My son had recently begun to play hockey and the natural progression of that sport usually meant roller blades so street hockey could continue to hone his skills in the cul-de-sac out in front of our house. He’d learned to skate backwards and had become quite skilled on either ice or asphalt. As I watched him progress, I had the notion that ‘Hey, I could do that too.’ And being vocal about that notion, Santa Clause graced me with brand new roller blades and all the protective gear a novice should wear.

We had just finished a huge turkey supper, and I was gorged with food. What better time to think about losing weight?

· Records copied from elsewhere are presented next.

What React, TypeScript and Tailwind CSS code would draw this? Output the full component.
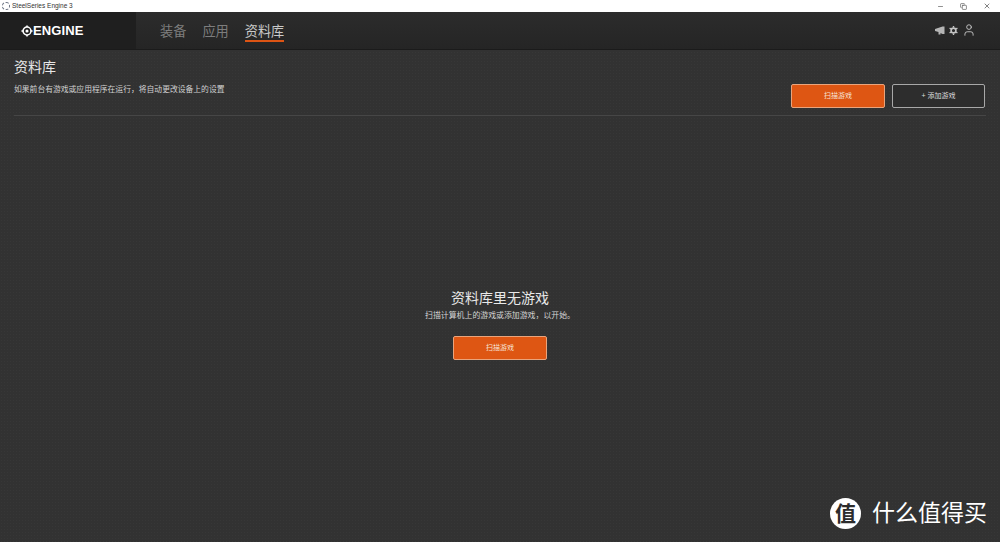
import { X, Minus, Copy, User } from 'lucide-react';

const FONT = "font-['Liberation_Sans','Noto_Sans_CJK_SC',sans-serif]";

const SteelLogo = () => (
    <svg width="12" height="12" viewBox="0 0 14 14" fill="none" stroke="white">
        <circle cx="7" cy="7" r="4.6" strokeWidth="1.8" />
        <circle cx="7" cy="7" r="1.8" fill="white" stroke="none" />
        <path d="M7 0.5V2.4M7 11.6V13.5M0.5 7H2.4M11.6 7H13.5" strokeWidth="1.8" />
    </svg>
);

const HornIcon = () => (
    <svg width="10" height="9" viewBox="0 0 10 9" fill="#b5b5b5">
        <path d="M0 3L7.5 0.5H9.5V8H7.5L5.5 7V8.5H3.5V6L0 5Z" />
    </svg>
);

const GearIcon = () => (
    <svg width="9" height="9" viewBox="0 0 9 9" fill="none" stroke="#c4c4c4">
        <circle cx="4.5" cy="4.5" r="2.4" strokeWidth="1.6" />
        <path d="M4.5 0V1.6M4.5 7.4V9M0.6 2.2L2 3M7 6L8.4 6.8M0.6 6.8L2 6M7 3L8.4 2.2" strokeWidth="1.4" />
    </svg>
);

const OrangeButton = ({ className }: { className: string }) => (
    <button className={`flex h-6 w-[94px] items-center justify-center rounded-[2px] border border-[#e9a47c] bg-[#de5613] text-[7px] text-[#f6e3d6] ${className}`}>
        扫描游戏
    </button>
);

const App = () => {
    return (
        <div className={`flex h-[542px] w-[1000px] flex-col overflow-hidden bg-[#323232] bg-[radial-gradient(#373737_1px,transparent_1px)] bg-[size:3px_3px] ${FONT}`}>
            {/* window title */}
            <div className="flex h-3 shrink-0 items-center bg-white pl-[2px]">
                <div className="h-2 w-2 rounded-full border border-dashed border-gray-500" />
                <span className="ml-[2px] text-[6.5px] leading-none text-[#333]">SteelSeries Engine 3</span>
                <div className="ml-auto flex items-center gap-[16px] pr-[9px] text-[#444]">
                    <Minus className="h-[7px] w-[7px]" />
                    <Copy className="h-[7px] w-[7px]" />
                    <X className="h-[8px] w-[8px]" />
                </div>
            </div>

            {/* top nav */}
            <div className="flex h-[38px] shrink-0 items-stretch border-b border-[#1b1b1b] bg-gradient-to-b from-[#2c2c2c] to-[#252525]">
                <div className="flex w-[136px] items-center bg-[#1f1f1f] pl-[21px]">
                    <SteelLogo />
                    <span className="text-[13px] font-bold leading-none tracking-[0.1px] text-white">ENGINE</span>
                </div>
                <nav className="ml-6 flex items-start gap-[16px] pt-[11px] text-[13.2px] leading-[17px] text-[#7d7d7d]">
                    <span>装备</span>
                    <span>应用</span>
                    <span className="border-b-2 border-[#dd5414] text-[#c9c9c9]">资料库</span>
                </nav>
                <div className="ml-auto flex items-center pr-[24px]">
                    <HornIcon />
                    <span className="ml-[4px]"><GearIcon /></span>
                    <User className="ml-[4px] h-[14px] w-[14px] -translate-y-[1px] text-[#cfcfcf]" strokeWidth={1.5} />
                </div>
            </div>

            {/* page head */}
            <div className="shrink-0 px-[14px]">
                <div className="flex h-[66px] items-start justify-between border-b border-[#464646]">
                    <div>
                        <h1 className="pt-2 text-[14px] leading-[18px] text-[#e6e6e6]">资料库</h1>
                        <p className="mt-[8px] text-[7.8px] leading-[12px] text-[#d0d0d0]">如果前台有游戏或应用程序在运行，将自动更改设备上的设置</p>
                    </div>
                    <div className="flex gap-[7px] pr-px pt-[34px]">
                        <OrangeButton className="" />
                        <button className="flex h-6 w-[93px] items-center justify-center rounded-[2px] border border-[#a8a8a8] bg-[#2d2d2d] text-[7px] text-[#dcdcdc]">
                            + 添加游戏
                        </button>
                    </div>
                </div>
            </div>

            {/* empty state */}
            <div className="flex flex-col items-center pt-[173px]">
                <h2 className="text-[14px] leading-[18px] text-[#e8e8e8]">资料库里无游戏</h2>
                <p className="mt-[3px] text-[7.9px] leading-[12px] text-[#d4d4d4]">扫描计算机上的游戏或添加游戏，以开始。</p>
                <OrangeButton className="mt-[14px]" />
            </div>

            {/* watermark */}
            <div className="absolute left-[830px] top-[498px] flex items-center gap-[11px]">
                <div className="flex h-[31px] w-[31px] items-center justify-center rounded-full bg-white text-[21px] font-bold leading-none text-[#2c2c2c]">值</div>
                <span className="text-[23px] leading-none text-white">什么值得买</span>
            </div>
        </div>
    );
};

export default App;
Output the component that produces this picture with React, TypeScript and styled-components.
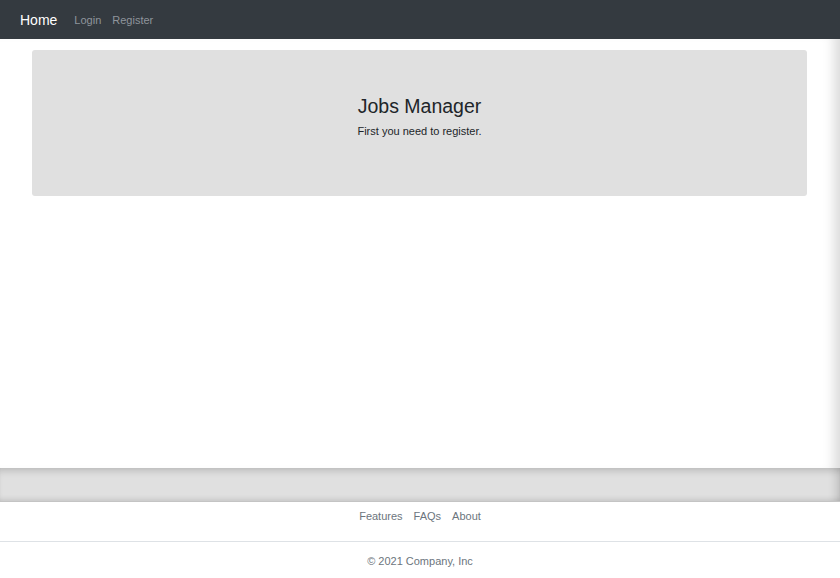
import React from "react";
import styled, { createGlobalStyle } from "styled-components";

const GlobalStyle = createGlobalStyle`
  html, body {
    margin: 0;
    padding: 0;
    background: #ffffff;
    font-family: "Liberation Sans", Arial, sans-serif;
  }
  * { box-sizing: border-box; }
`;

const Page = styled.div`
  width: 840px;
  height: 578px;
  display: flex;
  flex-direction: column;
  overflow: hidden;
`;

const NavBar = styled.nav`
  height: 39px;
  background: #343a40;
  display: flex;
  align-items: center;
  padding: 0 20px;
  flex-shrink: 0;
`;

const Brand = styled.a`
  color: #ffffff;
  font-size: 14px;
  margin-right: 17px;
  text-decoration: none;
  line-height: 1;
`;

const NavLink = styled.a`
  color: #8f959c;
  font-size: 11px;
  margin-right: 11px;
  text-decoration: none;
  line-height: 1;
  padding-top: 1px;
`;

const Main = styled.main`
  height: 429px;
  background: #ffffff;
  padding: 11px 33px 0 32px;
  box-shadow: inset -14px 0 12px -8px rgba(0, 0, 0, 0.14);
  flex-shrink: 0;
`;

const Jumbotron = styled.section`
  height: 146px;
  background: #e0e0e0;
  border-radius: 3px;
  padding-top: 45px;
  text-align: center;
`;

const Title = styled.h1`
  margin: 0 0 5px;
  font-size: 19.5px;
  font-weight: 400;
  line-height: 1.2;
  color: #212529;
`;

const Lead = styled.p`
  margin: 0;
  font-size: 11px;
  line-height: 1.5;
  color: #212529;
`;

const Band = styled.div`
  height: 34px;
  background: #e0e0e0;
  border-bottom: 1px solid #c4c4c4;
  box-shadow: inset 0 7px 7px -4px rgba(0, 0, 0, 0.16),
    inset 0 -5px 5px -3px rgba(0, 0, 0, 0.1),
    inset -10px 0 8px -6px rgba(0, 0, 0, 0.14);
  flex-shrink: 0;
`;

const Footer = styled.footer`
  flex: 1;
  background: #ffffff;
  display: flex;
  flex-direction: column;
`;

const FooterLinks = styled.ul`
  list-style: none;
  margin: 0;
  padding: 6px 0 0;
  height: 40px;
  border-bottom: 1px solid #dee2e6;
  display: flex;
  justify-content: center;
  gap: 11px;
`;

const FooterLink = styled.li`
  font-size: 11px;
  line-height: 1.5;
  color: #6c757d;
`;

const Copyright = styled.p`
  margin: 0;
  padding-top: 11px;
  font-size: 11px;
  line-height: 1.5;
  color: #6c757d;
  text-align: center;
`;

export default function App() {
  return (
    <>
      <GlobalStyle />
      <Page>
        <NavBar>
          <Brand>Home</Brand>
          <NavLink>Login</NavLink>
          <NavLink>Register</NavLink>
        </NavBar>
        <Main>
          <Jumbotron>
            <Title>Jobs Manager</Title>
            <Lead>First you need to register.</Lead>
          </Jumbotron>
        </Main>
        <Band />
        <Footer>
          <FooterLinks>
            <FooterLink>Features</FooterLink>
            <FooterLink>FAQs</FooterLink>
            <FooterLink>About</FooterLink>
          </FooterLinks>
          <Copyright>© 2021 Company, Inc</Copyright>
        </Footer>
      </Page>
    </>
  );
}
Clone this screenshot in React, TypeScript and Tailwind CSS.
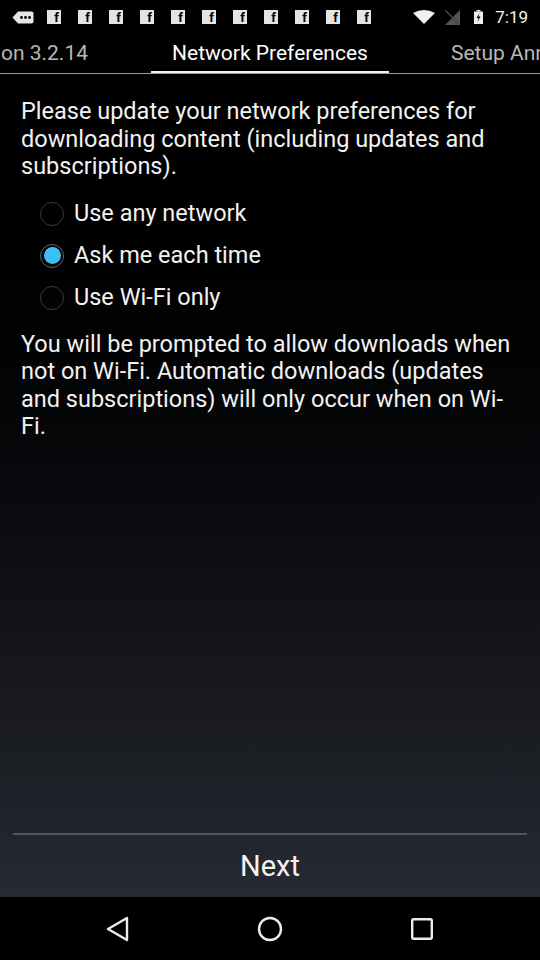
import React, { useState } from "react";

const OPTIONS = ["Use any network", "Ask me each time", "Use Wi-Fi only"];

function MessageIcon() {
  return (
    <svg width="22" height="13" viewBox="0 0 22 13">
      <path d="M6 0.5 H19.5 A2 2 0 0 1 21.5 2.5 V10.5 A2 2 0 0 1 19.5 12.5 H6 L0.5 6.5 Z" fill="#e6e6e6" />
      <circle cx="9.5" cy="6.5" r="1.4" fill="#000" />
      <circle cx="13.5" cy="6.5" r="1.4" fill="#000" />
      <circle cx="17.5" cy="6.5" r="1.4" fill="#000" />
    </svg>
  );
}

function FbIcon() {
  return (
    <div className="w-[14px] h-[14px] bg-[#e4e4e4] flex items-end justify-end pr-[2px]">
      <span className="text-[13px] leading-[12px] font-bold text-black">f</span>
    </div>
  );
}

function StatusBar() {
  return (
    <div className="h-[34px] flex items-center pl-[12px] pr-[12px] bg-black">
      <MessageIcon />
      <div className="flex gap-[17px] ml-[13px]">
        {Array.from({ length: 11 }).map((_, i) => (
          <FbIcon key={i} />
        ))}
      </div>
      <div className="flex-1" />
      <svg width="22" height="14" viewBox="0 0 22 14">
        <path d="M0 3 Q11 -3 22 3 L11 14 Z" fill="#f2f2f2" />
      </svg>
      <svg width="15" height="15" viewBox="0 0 15 15" className="ml-[10px]">
        <path d="M15 0 V15 H0 Z" fill="#555" />
        <path d="M1 1 L14 14" stroke="#222" strokeWidth="1.6" />
        <path d="M0 0 L15 15" stroke="#777" strokeWidth="0.8" />
      </svg>
      <svg width="9" height="14" viewBox="0 0 9 14" className="ml-[14px]">
        <rect x="2.5" y="0" width="4" height="1.5" fill="#eee" />
        <rect x="0" y="1.5" width="9" height="12.5" fill="#eee" />
        <path d="M5.5 3 L2.5 8 H4.5 L3.5 12 L6.5 6.5 H4.5 Z" fill="#000" />
      </svg>
      <span className="ml-[12px] text-[17px] text-[#f2f2f2] leading-none">7:19</span>
    </div>
  );
}

function Tabs() {
  return (
    <div className="h-[40px] flex overflow-hidden border-b border-[#9a9a9a] bg-black whitespace-nowrap text-[21px]">
      <div className="w-[151px] shrink-0 flex justify-end items-center pr-[63px] text-[#b8b8b8]">Version 3.2.14</div>
      <div className="w-[238px] shrink-0 relative flex justify-center items-center text-white">
        Network Preferences
        <div className="absolute left-0 right-0 -bottom-px h-[3px] bg-[#f2f2f2]" />
      </div>
      <div className="shrink-0 flex items-center pl-[62px] text-[#b8b8b8]">Setup Announcements</div>
    </div>
  );
}

function Radio({ checked }: { checked: boolean }) {
  if (checked) {
    return (
      <div className="w-[24px] h-[24px] rounded-full border border-[#5a6670] flex items-center justify-center">
        <div className="w-[17px] h-[17px] rounded-full bg-[#3cc0f2]" />
      </div>
    );
  }
  return <div className="w-[24px] h-[24px] rounded-full border border-[#3a3a3a]" />;
}

function NavBar() {
  return (
    <div className="h-[63px] bg-black flex items-center justify-center">
      <div className="w-[152px] flex justify-center">
        <svg width="24" height="26" viewBox="0 0 24 26">
          <path d="M21 2 V24 L2 13 Z" fill="none" stroke="#ececec" strokeWidth="2.4" strokeLinejoin="round" />
        </svg>
      </div>
      <div className="w-[152px] flex justify-center">
        <svg width="26" height="26" viewBox="0 0 26 26">
          <circle cx="13" cy="13" r="11" fill="none" stroke="#ececec" strokeWidth="2.4" />
        </svg>
      </div>
      <div className="w-[152px] flex justify-center">
        <svg width="22" height="22" viewBox="0 0 22 22">
          <rect x="1.2" y="1.2" width="19.6" height="19.6" rx="1.5" fill="none" stroke="#ececec" strokeWidth="2.4" />
        </svg>
      </div>
    </div>
  );
}

export default function App() {
  const [choice, setChoice] = useState(1);

  return (
    <div className="w-[540px] h-[960px] flex flex-col bg-black overflow-hidden" style={{ fontFamily: "Roboto, 'Noto Sans', sans-serif" }}>
      <StatusBar />
      <Tabs />
      <div className="flex-1 flex flex-col bg-gradient-to-b from-[#000000] to-[#272a32]">
        <div className="flex-1 px-[21px] pt-[24px] text-[#f2f2f2] text-[23.5px] leading-[27.5px]">
          <p>Please update your network preferences for downloading content (including updates and subscriptions).</p>
          <div className="mt-[12px] flex flex-col pl-[19px]">
            {OPTIONS.map((label, i) => (
              <button
                key={label}
                type="button"
                onClick={() => setChoice(i)}
                className="h-[42px] flex items-center gap-[10px] text-left"
              >
                <Radio checked={choice === i} />
                <span>{label}</span>
              </button>
            ))}
          </div>
          <p className="mt-[12px]">
            You will be prompted to allow downloads when not on Wi-Fi. Automatic downloads (updates and subscriptions) will only occur when on Wi-Fi.
          </p>
        </div>
        <div className="px-[13px]">
          <div className="h-[2px] bg-[#50555d]" />
        </div>
        <button type="button" className="h-[62px] pt-[2px] flex items-center justify-center text-[29px] text-[#f2f2f2]">
          Next
        </button>
      </div>
      <NavBar />
    </div>
  );
}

So I strapped on my armor and my roller blades with every intention to go work off a few pounds. When fully outfitted I stood nearly seven feet all; an impressive sight. 270 pounds of Robo Cop…on wheels.

I struggled up the steep rise at the end of our driveway and out onto the flat asphalt of the cul-de-sac and headed out toward the main drag out of our neighborhood. A little shaky at first, but memory of skating on four-wheeled skates came back to me quickly despite the time passed without wheels strapped to my feet. Confidence began to fill my brain and all the body armor only served to validate my comfort of mastering the blades. I mean how hard could it be? My 10-year old son was doing it every day.

I skated for nearly a quarter of a mile up a slight rise that plateaued and then went uphill again at a sharper angle to another cul-de-sac at the top of the hill. I made it to the top in one piece and though winded felt I had figured it all out. After catching my breath, I made the decision to take it easy and just glide back down and then repeat the maneuver. My brain said there would be two or three pounds shaved off with every trip. I made one trip, and it was not continuous.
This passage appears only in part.